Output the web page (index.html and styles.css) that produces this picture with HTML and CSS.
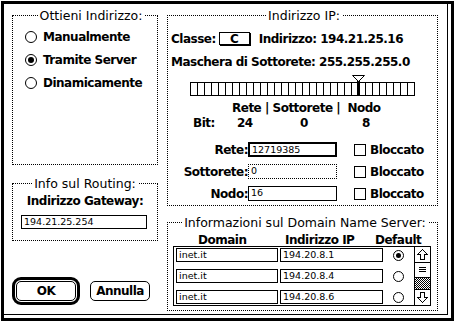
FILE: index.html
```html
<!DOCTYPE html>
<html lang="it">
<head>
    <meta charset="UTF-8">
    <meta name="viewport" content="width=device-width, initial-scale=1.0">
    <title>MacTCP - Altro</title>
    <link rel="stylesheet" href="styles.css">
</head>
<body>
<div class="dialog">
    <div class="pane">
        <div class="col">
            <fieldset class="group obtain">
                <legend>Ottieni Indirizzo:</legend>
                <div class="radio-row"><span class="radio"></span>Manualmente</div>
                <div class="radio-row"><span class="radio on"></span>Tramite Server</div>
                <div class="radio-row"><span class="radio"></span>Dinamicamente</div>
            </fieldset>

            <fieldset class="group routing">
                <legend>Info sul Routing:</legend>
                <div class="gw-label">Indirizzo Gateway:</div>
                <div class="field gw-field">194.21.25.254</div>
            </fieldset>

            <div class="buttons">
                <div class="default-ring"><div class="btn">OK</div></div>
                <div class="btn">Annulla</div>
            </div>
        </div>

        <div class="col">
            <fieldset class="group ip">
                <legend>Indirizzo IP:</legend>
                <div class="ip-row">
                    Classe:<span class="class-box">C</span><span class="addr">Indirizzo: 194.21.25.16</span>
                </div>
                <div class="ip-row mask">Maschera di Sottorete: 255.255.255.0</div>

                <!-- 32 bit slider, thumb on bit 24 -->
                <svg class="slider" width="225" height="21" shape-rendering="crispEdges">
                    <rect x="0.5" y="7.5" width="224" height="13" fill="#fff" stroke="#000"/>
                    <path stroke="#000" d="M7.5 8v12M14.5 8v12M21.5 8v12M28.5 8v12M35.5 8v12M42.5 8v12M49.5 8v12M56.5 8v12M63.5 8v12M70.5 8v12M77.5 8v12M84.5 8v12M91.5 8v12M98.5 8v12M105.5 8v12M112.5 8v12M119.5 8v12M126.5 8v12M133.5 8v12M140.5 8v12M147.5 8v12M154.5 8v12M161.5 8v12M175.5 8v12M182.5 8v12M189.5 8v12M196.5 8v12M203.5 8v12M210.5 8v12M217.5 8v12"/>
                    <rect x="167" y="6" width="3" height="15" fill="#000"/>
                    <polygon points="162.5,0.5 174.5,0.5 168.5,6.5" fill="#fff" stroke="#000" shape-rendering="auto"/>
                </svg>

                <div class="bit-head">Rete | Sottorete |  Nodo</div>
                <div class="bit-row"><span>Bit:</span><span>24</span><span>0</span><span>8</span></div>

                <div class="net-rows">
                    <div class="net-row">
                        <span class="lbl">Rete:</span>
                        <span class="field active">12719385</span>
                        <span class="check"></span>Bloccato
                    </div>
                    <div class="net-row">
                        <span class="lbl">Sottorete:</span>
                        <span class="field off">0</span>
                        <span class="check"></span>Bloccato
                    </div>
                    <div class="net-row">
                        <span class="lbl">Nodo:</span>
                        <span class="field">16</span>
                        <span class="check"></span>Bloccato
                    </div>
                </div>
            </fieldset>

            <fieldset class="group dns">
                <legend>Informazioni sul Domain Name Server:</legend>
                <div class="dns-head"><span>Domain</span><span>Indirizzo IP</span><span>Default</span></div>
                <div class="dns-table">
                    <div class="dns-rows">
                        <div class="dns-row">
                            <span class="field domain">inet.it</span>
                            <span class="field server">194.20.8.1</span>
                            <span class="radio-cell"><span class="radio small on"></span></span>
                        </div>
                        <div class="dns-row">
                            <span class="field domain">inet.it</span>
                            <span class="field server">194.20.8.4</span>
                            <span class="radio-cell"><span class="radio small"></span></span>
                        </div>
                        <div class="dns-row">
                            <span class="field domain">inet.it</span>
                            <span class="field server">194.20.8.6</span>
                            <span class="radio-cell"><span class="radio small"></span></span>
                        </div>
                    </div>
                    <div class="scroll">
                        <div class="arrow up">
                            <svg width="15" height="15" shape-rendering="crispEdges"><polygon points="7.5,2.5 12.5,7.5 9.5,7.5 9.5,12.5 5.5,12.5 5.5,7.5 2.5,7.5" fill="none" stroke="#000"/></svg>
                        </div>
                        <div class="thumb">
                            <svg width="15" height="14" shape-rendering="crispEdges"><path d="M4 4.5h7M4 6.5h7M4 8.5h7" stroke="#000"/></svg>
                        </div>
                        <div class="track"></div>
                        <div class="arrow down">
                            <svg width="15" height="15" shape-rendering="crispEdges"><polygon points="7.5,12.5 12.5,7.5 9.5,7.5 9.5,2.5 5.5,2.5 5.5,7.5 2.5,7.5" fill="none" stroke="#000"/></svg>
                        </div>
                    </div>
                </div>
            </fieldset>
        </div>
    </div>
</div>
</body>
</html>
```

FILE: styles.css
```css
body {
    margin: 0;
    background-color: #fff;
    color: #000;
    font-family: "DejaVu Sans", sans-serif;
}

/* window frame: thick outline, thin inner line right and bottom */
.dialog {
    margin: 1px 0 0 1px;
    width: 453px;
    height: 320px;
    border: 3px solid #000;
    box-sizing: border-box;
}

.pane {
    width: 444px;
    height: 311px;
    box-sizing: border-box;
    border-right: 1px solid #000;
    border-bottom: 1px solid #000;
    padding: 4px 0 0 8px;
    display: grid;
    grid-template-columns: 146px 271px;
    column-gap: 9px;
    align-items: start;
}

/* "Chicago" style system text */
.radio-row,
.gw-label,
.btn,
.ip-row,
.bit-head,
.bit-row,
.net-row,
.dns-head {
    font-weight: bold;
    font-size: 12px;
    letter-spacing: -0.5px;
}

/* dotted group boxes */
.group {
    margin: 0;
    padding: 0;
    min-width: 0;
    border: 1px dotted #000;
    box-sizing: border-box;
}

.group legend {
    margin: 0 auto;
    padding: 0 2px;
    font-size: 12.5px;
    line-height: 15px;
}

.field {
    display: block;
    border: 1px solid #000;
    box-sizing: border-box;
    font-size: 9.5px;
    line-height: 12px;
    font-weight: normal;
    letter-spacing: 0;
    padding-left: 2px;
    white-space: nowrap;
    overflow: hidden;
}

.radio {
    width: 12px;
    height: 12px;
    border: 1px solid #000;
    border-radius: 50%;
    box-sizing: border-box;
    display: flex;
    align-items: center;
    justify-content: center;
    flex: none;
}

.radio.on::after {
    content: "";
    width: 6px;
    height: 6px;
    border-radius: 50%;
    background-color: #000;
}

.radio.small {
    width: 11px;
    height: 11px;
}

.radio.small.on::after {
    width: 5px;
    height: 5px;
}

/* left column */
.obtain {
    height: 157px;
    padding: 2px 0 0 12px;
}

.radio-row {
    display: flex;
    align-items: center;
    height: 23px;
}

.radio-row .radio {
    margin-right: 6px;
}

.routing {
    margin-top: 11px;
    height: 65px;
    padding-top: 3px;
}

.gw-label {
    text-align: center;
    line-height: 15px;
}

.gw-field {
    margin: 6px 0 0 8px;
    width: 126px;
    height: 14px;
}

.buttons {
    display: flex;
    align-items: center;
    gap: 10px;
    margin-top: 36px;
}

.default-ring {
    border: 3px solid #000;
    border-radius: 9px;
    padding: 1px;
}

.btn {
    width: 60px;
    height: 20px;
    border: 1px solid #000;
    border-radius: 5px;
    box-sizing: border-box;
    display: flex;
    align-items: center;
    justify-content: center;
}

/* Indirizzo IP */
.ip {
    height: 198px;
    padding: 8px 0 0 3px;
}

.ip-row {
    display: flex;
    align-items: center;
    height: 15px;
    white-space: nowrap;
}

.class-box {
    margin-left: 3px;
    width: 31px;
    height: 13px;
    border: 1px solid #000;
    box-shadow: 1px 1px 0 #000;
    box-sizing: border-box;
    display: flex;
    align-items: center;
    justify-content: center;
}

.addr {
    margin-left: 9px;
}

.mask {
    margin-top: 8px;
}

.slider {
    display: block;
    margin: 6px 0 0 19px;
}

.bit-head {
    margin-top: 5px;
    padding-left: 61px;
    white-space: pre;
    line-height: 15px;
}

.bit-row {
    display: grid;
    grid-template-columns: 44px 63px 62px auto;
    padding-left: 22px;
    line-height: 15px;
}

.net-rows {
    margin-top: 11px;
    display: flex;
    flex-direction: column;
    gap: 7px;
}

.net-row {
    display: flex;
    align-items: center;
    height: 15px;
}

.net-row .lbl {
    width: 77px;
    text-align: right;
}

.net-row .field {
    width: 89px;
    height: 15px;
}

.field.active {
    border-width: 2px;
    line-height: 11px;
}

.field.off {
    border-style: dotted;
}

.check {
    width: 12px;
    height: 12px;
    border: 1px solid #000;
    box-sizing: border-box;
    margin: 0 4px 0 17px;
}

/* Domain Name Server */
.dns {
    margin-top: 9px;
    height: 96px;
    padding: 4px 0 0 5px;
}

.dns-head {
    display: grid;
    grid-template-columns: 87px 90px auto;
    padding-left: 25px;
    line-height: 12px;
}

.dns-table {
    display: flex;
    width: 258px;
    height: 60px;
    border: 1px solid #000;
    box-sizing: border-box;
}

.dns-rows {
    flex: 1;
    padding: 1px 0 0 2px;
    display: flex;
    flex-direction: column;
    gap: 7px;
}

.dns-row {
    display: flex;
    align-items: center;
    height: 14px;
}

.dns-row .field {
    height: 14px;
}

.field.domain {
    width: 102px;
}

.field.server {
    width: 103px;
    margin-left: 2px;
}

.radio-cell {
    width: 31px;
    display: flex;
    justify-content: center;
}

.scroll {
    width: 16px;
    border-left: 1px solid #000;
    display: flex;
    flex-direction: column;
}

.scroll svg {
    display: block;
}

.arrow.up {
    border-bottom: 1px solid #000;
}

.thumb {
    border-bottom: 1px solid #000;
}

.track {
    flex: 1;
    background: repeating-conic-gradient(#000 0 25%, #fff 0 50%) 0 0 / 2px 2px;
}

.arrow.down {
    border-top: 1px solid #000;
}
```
───
DESCRIPTION OF THE TASK: Go through the lines above. Select every one that has the string "index".

FINAL ANSWER:
Output the web page (index.html and styles.css) that produces this picture with HTML and CSS.
FILE: index.html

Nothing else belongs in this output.